:: DO THIS ::
Write out the data below in full, unchanged, minus the images.

START

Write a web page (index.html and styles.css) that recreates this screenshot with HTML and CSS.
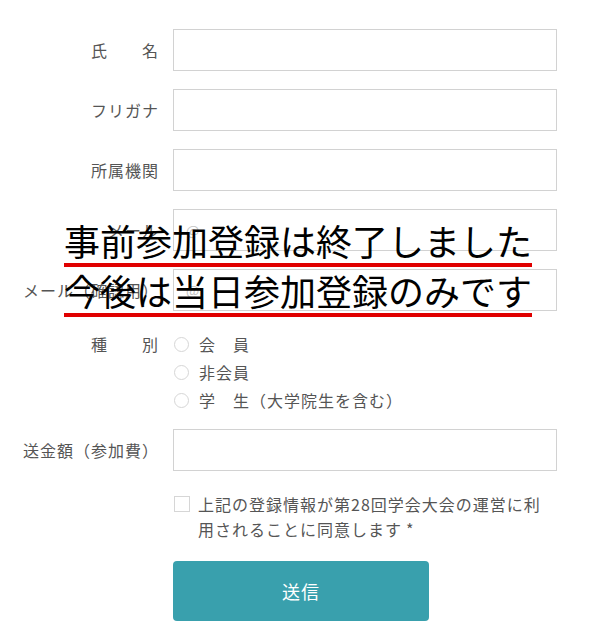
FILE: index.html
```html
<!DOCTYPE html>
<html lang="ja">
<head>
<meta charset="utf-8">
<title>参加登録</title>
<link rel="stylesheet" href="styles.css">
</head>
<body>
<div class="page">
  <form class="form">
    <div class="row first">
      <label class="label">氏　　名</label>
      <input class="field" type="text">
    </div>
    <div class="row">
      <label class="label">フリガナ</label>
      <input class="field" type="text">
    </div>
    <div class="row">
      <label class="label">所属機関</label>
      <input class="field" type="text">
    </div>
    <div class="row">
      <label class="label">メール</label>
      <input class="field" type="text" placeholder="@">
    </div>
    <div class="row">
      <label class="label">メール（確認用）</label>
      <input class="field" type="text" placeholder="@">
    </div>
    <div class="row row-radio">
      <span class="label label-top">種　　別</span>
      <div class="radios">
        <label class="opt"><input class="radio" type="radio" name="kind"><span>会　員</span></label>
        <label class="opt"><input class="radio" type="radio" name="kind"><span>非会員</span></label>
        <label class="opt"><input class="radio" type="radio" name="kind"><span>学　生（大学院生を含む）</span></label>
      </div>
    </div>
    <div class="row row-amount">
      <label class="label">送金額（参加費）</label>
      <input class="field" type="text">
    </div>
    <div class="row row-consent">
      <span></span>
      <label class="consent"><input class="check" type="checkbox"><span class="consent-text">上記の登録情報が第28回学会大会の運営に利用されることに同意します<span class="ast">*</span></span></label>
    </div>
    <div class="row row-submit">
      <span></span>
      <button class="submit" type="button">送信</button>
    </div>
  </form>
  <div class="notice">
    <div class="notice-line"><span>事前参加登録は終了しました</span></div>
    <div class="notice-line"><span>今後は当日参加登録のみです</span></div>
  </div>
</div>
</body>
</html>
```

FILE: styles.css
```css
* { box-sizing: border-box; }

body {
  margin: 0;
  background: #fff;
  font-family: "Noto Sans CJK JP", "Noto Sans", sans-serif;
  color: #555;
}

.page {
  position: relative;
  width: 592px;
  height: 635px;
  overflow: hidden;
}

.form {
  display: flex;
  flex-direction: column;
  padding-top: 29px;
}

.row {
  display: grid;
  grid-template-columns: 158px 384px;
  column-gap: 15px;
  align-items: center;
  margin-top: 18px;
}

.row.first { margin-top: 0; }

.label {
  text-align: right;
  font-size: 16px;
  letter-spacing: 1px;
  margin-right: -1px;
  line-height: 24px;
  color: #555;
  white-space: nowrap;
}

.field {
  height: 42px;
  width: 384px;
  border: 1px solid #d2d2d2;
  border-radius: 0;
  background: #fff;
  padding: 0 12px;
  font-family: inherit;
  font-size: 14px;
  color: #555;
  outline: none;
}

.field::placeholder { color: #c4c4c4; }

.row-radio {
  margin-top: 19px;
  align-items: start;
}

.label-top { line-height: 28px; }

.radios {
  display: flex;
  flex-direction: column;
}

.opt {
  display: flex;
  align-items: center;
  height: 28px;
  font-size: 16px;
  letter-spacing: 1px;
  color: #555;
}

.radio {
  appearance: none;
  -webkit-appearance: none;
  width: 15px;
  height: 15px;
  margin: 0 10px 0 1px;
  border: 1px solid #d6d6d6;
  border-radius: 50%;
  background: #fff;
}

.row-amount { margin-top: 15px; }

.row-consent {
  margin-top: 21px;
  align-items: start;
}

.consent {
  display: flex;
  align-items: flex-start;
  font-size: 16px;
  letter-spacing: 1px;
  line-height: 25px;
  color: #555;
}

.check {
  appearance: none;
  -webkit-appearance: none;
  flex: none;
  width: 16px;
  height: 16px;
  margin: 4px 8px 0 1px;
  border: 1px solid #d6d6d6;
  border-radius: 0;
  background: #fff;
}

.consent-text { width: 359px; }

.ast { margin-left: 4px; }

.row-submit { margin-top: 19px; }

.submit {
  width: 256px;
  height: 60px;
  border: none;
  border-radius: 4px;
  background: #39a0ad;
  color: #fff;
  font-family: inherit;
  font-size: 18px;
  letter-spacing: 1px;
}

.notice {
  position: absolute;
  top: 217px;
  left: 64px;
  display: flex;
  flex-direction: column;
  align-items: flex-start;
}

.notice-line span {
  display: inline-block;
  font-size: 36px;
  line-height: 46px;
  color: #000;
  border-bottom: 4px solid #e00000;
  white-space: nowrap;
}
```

END

:: RESPONSE FOR THIS EXERCISE ::
Write a web page (index.html and styles.css) that recreates this screenshot with HTML and CSS.
FILE: index.html
```html
<!DOCTYPE html>
<html lang="ja">
<head>
<meta charset="utf-8">
<title>参加登録</title>
<link rel="stylesheet" href="styles.css">
</head>
<body>
<div class="page">
  <form class="form">
    <div class="row first">
      <label class="label">氏　　名</label>
      <input class="field" type="text">
    </div>
    <div class="row">
      <label class="label">フリガナ</label>
      <input class="field" type="text">
    </div>
    <div class="row">
      <label class="label">所属機関</label>
      <input class="field" type="text">
    </div>
    <div class="row">
      <label class="label">メール</label>
      <input class="field" type="text" placeholder="@">
    </div>
    <div class="row">
      <label class="label">メール（確認用）</label>
      <input class="field" type="text" placeholder="@">
    </div>
    <div class="row row-radio">
      <span class="label label-top">種　　別</span>
      <div class="radios">
        <label class="opt"><input class="radio" type="radio" name="kind"><span>会　員</span></label>
        <label class="opt"><input class="radio" type="radio" name="kind"><span>非会員</span></label>
        <label class="opt"><input class="radio" type="radio" name="kind"><span>学　生（大学院生を含む）</span></label>
      </div>
    </div>
    <div class="row row-amount">
      <label class="label">送金額（参加費）</label>
      <input class="field" type="text">
    </div>
    <div class="row row-consent">
      <span></span>
      <label class="consent"><input class="check" type="checkbox"><span class="consent-text">上記の登録情報が第28回学会大会の運営に利用されることに同意します<span class="ast">*</span></span></label>
    </div>
    <div class="row row-submit">
      <span></span>
      <button class="submit" type="button">送信</button>
    </div>
  </form>
  <div class="notice">
    <div class="notice-line"><span>事前参加登録は終了しました</span></div>
    <div class="notice-line"><span>今後は当日参加登録のみです</span></div>
  </div>
</div>
</body>
</html>
```

FILE: styles.css
```css
* { box-sizing: border-box; }

body {
  margin: 0;
  background: #fff;
  font-family: "Noto Sans CJK JP", "Noto Sans", sans-serif;
  color: #555;
}

.page {
  position: relative;
  width: 592px;
  height: 635px;
  overflow: hidden;
}

.form {
  display: flex;
  flex-direction: column;
  padding-top: 29px;
}

.row {
  display: grid;
  grid-template-columns: 158px 384px;
  column-gap: 15px;
  align-items: center;
  margin-top: 18px;
}

.row.first { margin-top: 0; }

.label {
  text-align: right;
  font-size: 16px;
  letter-spacing: 1px;
  margin-right: -1px;
  line-height: 24px;
  color: #555;
  white-space: nowrap;
}

.field {
  height: 42px;
  width: 384px;
  border: 1px solid #d2d2d2;
  border-radius: 0;
  background: #fff;
  padding: 0 12px;
  font-family: inherit;
  font-size: 14px;
  color: #555;
  outline: none;
}

.field::placeholder { color: #c4c4c4; }

.row-radio {
  margin-top: 19px;
  align-items: start;
}

.label-top { line-height: 28px; }

.radios {
  display: flex;
  flex-direction: column;
}

.opt {
  display: flex;
  align-items: center;
  height: 28px;
  font-size: 16px;
  letter-spacing: 1px;
  color: #555;
}

.radio {
  appearance: none;
  -webkit-appearance: none;
  width: 15px;
  height: 15px;
  margin: 0 10px 0 1px;
  border: 1px solid #d6d6d6;
  border-radius: 50%;
  background: #fff;
}

.row-amount { margin-top: 15px; }

.row-consent {
  margin-top: 21px;
  align-items: start;
}

.consent {
  display: flex;
  align-items: flex-start;
  font-size: 16px;
  letter-spacing: 1px;
  line-height: 25px;
  color: #555;
}

.check {
  appearance: none;
  -webkit-appearance: none;
  flex: none;
  width: 16px;
  height: 16px;
  margin: 4px 8px 0 1px;
  border: 1px solid #d6d6d6;
  border-radius: 0;
  background: #fff;
}

.consent-text { width: 359px; }

.ast { margin-left: 4px; }

.row-submit { margin-top: 19px; }

.submit {
  width: 256px;
  height: 60px;
  border: none;
  border-radius: 4px;
  background: #39a0ad;
  color: #fff;
  font-family: inherit;
  font-size: 18px;
  letter-spacing: 1px;
}

.notice {
  position: absolute;
  top: 217px;
  left: 64px;
  display: flex;
  flex-direction: column;
  align-items: flex-start;
}

.notice-line span {
  display: inline-block;
  font-size: 36px;
  line-height: 46px;
  color: #000;
  border-bottom: 4px solid #e00000;
  white-space: nowrap;
}
```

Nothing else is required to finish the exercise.